Zelensky noted that more than 32 million tonnes of grain and other food had been exported between August 2022 and July 2023 when Russia withdrew. He said that had caused the price of grains to rocket by 200-300%.

But he assured the Africans that Ukraine’s own parallel grain corridor would remedy the problem. In its first month, it had exported about four million tonnes — which was about the level of its exports before the war.

He said Ukraine had created its parallel corridor not only because it needed the revenue from grain exports, but also to demonstrate that it was committed to food security.

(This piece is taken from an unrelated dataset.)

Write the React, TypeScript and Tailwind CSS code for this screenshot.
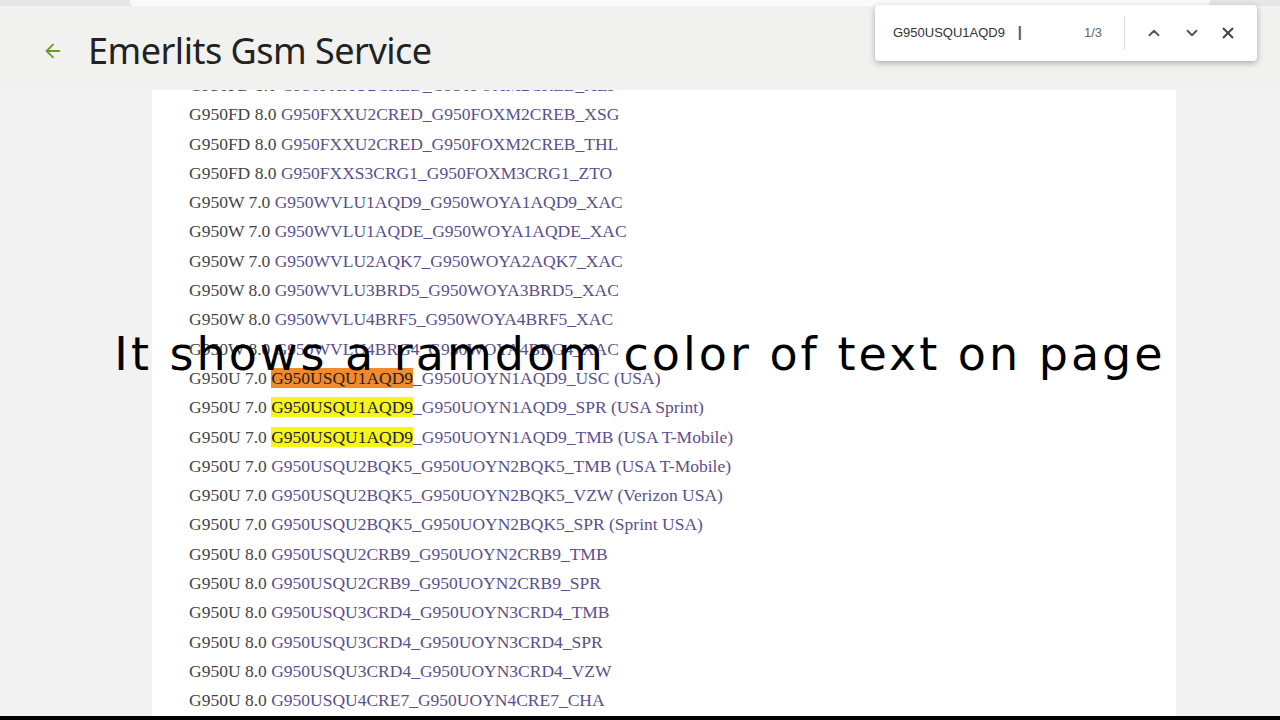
import { ArrowLeft, ChevronUp, ChevronDown, X } from "lucide-react";

type Row = { m: string; v: string; hit?: string; rest: string; color?: "o" | "y" };

const rows: Row[] = [
  { m: "G950FD", v: "8.0", rest: "G950FXXU2CRED_G950FOXM2CREB_XEF" },
  { m: "G950FD", v: "8.0", rest: "G950FXXU2CRED_G950FOXM2CREB_XSG" },
  { m: "G950FD", v: "8.0", rest: "G950FXXU2CRED_G950FOXM2CREB_THL" },
  { m: "G950FD", v: "8.0", rest: "G950FXXS3CRG1_G950FOXM3CRG1_ZTO" },
  { m: "G950W", v: "7.0", rest: "G950WVLU1AQD9_G950WOYA1AQD9_XAC" },
  { m: "G950W", v: "7.0", rest: "G950WVLU1AQDE_G950WOYA1AQDE_XAC" },
  { m: "G950W", v: "7.0", rest: "G950WVLU2AQK7_G950WOYA2AQK7_XAC" },
  { m: "G950W", v: "8.0", rest: "G950WVLU3BRD5_G950WOYA3BRD5_XAC" },
  { m: "G950W", v: "8.0", rest: "G950WVLU4BRF5_G950WOYA4BRF5_XAC" },
  { m: "G950W", v: "8.0", rest: "G950WVLU4BRG4_G950WOYA4BRG4_XAC" },
  { m: "G950U", v: "7.0", hit: "G950USQU1AQD9", rest: "_G950UOYN1AQD9_USC (USA)", color: "o" },
  { m: "G950U", v: "7.0", hit: "G950USQU1AQD9", rest: "_G950UOYN1AQD9_SPR (USA Sprint)", color: "y" },
  { m: "G950U", v: "7.0", hit: "G950USQU1AQD9", rest: "_G950UOYN1AQD9_TMB (USA T-Mobile)", color: "y" },
  { m: "G950U", v: "7.0", rest: "G950USQU2BQK5_G950UOYN2BQK5_TMB (USA T-Mobile)" },
  { m: "G950U", v: "7.0", rest: "G950USQU2BQK5_G950UOYN2BQK5_VZW (Verizon USA)" },
  { m: "G950U", v: "7.0", rest: "G950USQU2BQK5_G950UOYN2BQK5_SPR (Sprint USA)" },
  { m: "G950U", v: "8.0", rest: "G950USQU2CRB9_G950UOYN2CRB9_TMB" },
  { m: "G950U", v: "8.0", rest: "G950USQU2CRB9_G950UOYN2CRB9_SPR" },
  { m: "G950U", v: "8.0", rest: "G950USQU3CRD4_G950UOYN3CRD4_TMB" },
  { m: "G950U", v: "8.0", rest: "G950USQU3CRD4_G950UOYN3CRD4_SPR" },
  { m: "G950U", v: "8.0", rest: "G950USQU3CRD4_G950UOYN3CRD4_VZW" },
  { m: "G950U", v: "8.0", rest: "G950USQU4CRE7_G950UOYN4CRE7_CHA" },
];

export default function App() {
  return (
    <div className="relative w-[1280px] h-[720px] overflow-hidden bg-[#f2f2f2]">
      <div className="h-[6px] bg-[#e6e6e6] flex">
        <div className="ml-[130px] w-[1080px] bg-[#fafafa] rounded-b" />
      </div>
      <header className="h-[84px] bg-[#f1f1f0] flex items-center pl-[42px] pt-[6px] relative z-10">
        <ArrowLeft className="w-[22px] h-[22px] text-[#6e9a2a]" strokeWidth={2} />
        <h1 className="ml-[24px] text-[36px] text-[#222] font-[Noto_Sans,sans-serif] tracking-[-0.5px]">
          Emerlits Gsm Service
        </h1>
      </header>
      <main className="ml-[152px] w-[1024px] h-[626px] bg-white overflow-hidden">
        <div className="-mt-[19px] pl-[37px] font-[Liberation_Serif,serif] text-[17.5px] leading-[29.3px]">
          {rows.map((r, i) => (
            <div key={i} className="whitespace-nowrap">
              <span className="text-[#444]">{r.m} {r.v} </span>
              {r.hit && (
                <span className={(r.color === "o" ? "bg-[#f08a2e]" : "bg-[#f5f51a]") + " text-[#222]"}>{r.hit}</span>
              )}
              <span className="text-[#5a4f8f]">{r.rest}</span>
            </div>
          ))}
        </div>
      </main>
      <div className="absolute left-0 right-0 bottom-0 h-[4px] bg-black" />
      <div className="absolute left-[875px] top-[5px] w-[382px] h-[56px] bg-white rounded shadow-[0_2px_6px_rgba(0,0,0,0.3)] flex items-center font-[Liberation_Sans,sans-serif] z-20">
        <span className="ml-[18px] text-[13px] text-[#333]">G950USQU1AQD9</span>
        <span className="ml-[12px] text-[20px] text-[#555] font-light">I</span>
        <span className="ml-auto text-[13px] text-[#666]">1/3</span>
        <div className="ml-[22px] w-px h-[34px] bg-[#ddd]" />
        <ChevronUp className="ml-[20px] w-[18px] h-[18px] text-[#555]" strokeWidth={2.5} />
        <ChevronDown className="ml-[20px] w-[18px] h-[18px] text-[#555]" strokeWidth={2.5} />
        <X className="ml-[18px] mr-[20px] w-[18px] h-[18px] text-[#444]" strokeWidth={2.5} />
      </div>
      <div className="absolute left-0 right-0 top-[320px] text-center text-[46px] text-black font-[DejaVu_Sans,sans-serif] tracking-[3px] z-30">
        It shows a ramdom color of text on page
      </div>
    </div>
  );
}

Russia was trying to hinder Ukrainian exports through attacks on its grain export facilities, such as missile strikes on its main port, Odesa. Recently, a missile struck a Liberian-flagged iron ore carrier in the port of Pivdennyi, killing the pilot.

Zelensky said Ukraine was managing to get grain out through the Black Seat in part because Ukrainian attacks on Russian navy vessels and aircraft had forced them to withdraw from the Ukrainian coast. And Ukraine was working with the UK to provide insurance for cargo ships carrying grain via the Ukrainian corridor.

He said that Ukraine intended to create grain hubs in other countries, including possibly South Africa, to diversify sources of grain in different seasons and make Africa less dependent on the circumstances of the war.

He noted that Ukraine was making greater use of other routes to market grain and other foodstuffs, including by road, rail and the Danube River into Europe.